Последним пришел образ Этайн Риорфейн, такой ясный и вещественный, что Шершень хотел протянуть к нему руку. Не смог. Рук не было.
«Отобрать у смерти как можно больше… Может быть, у нее получится? Хотя бы одного?»
Взрывы гремели один за другим. Воняло горелой плотью.
Шершень улыбнулся. Теперь было уже не так холодно.
Гоблин кашлянул, и из его рта в последний раз выплеснулась пригоршня пузырящейся крови.
Крот не видел, как погиб Шершень. Одним из первых минометных залпов его контузило, и он упал ничком у баррикады из мешков. На пару минут потерял возможность что-либо соображать, слышать и видеть.
Крот падал в темноту. Отчаянно пытаясь зацепиться за что-нибудь, но ничего не получалось. Было чувство, что кто-то украл его тело или превратил его в камень.
Века пролетали над его головой, время неслось галопом, и за ним невозможно было угнаться.
«Этайн… Где она? Кто может выжить в этой мясорубке… нам бы отойти в храм… мы сделали ошибку… новую… наверное, последнюю… С другой стороны… оно и к лучшему…»

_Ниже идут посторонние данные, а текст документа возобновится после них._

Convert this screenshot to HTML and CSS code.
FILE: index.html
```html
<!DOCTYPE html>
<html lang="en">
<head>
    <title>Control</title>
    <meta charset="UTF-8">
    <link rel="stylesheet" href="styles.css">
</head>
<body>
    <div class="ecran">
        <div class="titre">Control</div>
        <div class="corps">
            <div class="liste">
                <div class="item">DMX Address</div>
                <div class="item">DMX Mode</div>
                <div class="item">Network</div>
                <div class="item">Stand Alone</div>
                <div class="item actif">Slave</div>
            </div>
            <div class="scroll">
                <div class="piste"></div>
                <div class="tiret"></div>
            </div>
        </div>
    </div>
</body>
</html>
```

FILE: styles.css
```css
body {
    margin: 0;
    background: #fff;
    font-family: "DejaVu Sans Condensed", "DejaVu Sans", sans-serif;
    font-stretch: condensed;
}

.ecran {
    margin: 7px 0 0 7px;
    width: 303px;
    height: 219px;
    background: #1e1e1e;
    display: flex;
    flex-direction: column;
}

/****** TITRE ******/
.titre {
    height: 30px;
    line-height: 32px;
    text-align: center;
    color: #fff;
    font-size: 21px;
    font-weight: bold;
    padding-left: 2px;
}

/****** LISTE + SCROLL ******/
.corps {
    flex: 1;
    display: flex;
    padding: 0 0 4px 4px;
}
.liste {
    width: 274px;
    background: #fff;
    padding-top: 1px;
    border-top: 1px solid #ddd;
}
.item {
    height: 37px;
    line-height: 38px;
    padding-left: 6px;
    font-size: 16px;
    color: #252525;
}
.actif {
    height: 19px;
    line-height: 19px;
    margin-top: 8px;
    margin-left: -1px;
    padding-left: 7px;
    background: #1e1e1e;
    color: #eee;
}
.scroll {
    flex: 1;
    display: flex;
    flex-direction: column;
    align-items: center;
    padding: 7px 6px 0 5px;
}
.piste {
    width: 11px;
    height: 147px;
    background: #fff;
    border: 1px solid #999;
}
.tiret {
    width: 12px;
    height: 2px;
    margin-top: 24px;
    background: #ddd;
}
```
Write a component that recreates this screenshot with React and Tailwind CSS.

В уши внезапно ворвался оглушающий шум. Кто-то орал. Звук плыл, вздрагивал, обрывался глубокой тишиной, но потом возобновлялся, ввинчиваясь в корчащееся от ужаса сознание.
Было горячо, а на губах чувствовался вкус крови и грязи. Чьей крови?
Кто-то визжит. Словно раненая лошадь. Гоблин не может издавать такие звуки. Таких Крот не слышал даже во время штурма бетонных укреплений на Текучке, на прибрежной полосе. Нет, здесь совсем по-другому.
Крота кто-то перевернулся на спину, не с первой попытки. Подпех пытался открыть глаза, но их склеила пленка крови.
Потом его поволокли по обломкам, по каменной крошке, по кускам мяса. Медленно, рывками.
Этайн.
Крот поднял руку, очень тяжелую, и протер глаза. Мир раскачивался перед ним, небо стало грязно-серым с оттенком багрового.
А кто-то еще стрелял и рычал от ярости, выпуская последние заряды.
Мир раскачивался.
Этайн. Крот повернул голову, чтобы посмотреть. Рыжая схватила его за куртку на плечах и пыталась затащить под своды храма. Шла через огонь и смерть.
Крот завыл, заскулил, как побитый пес. Ярость рванула наружу, придала ему сил, и он уперся ногами в истерзанные каменные плиты. Попробовал встать.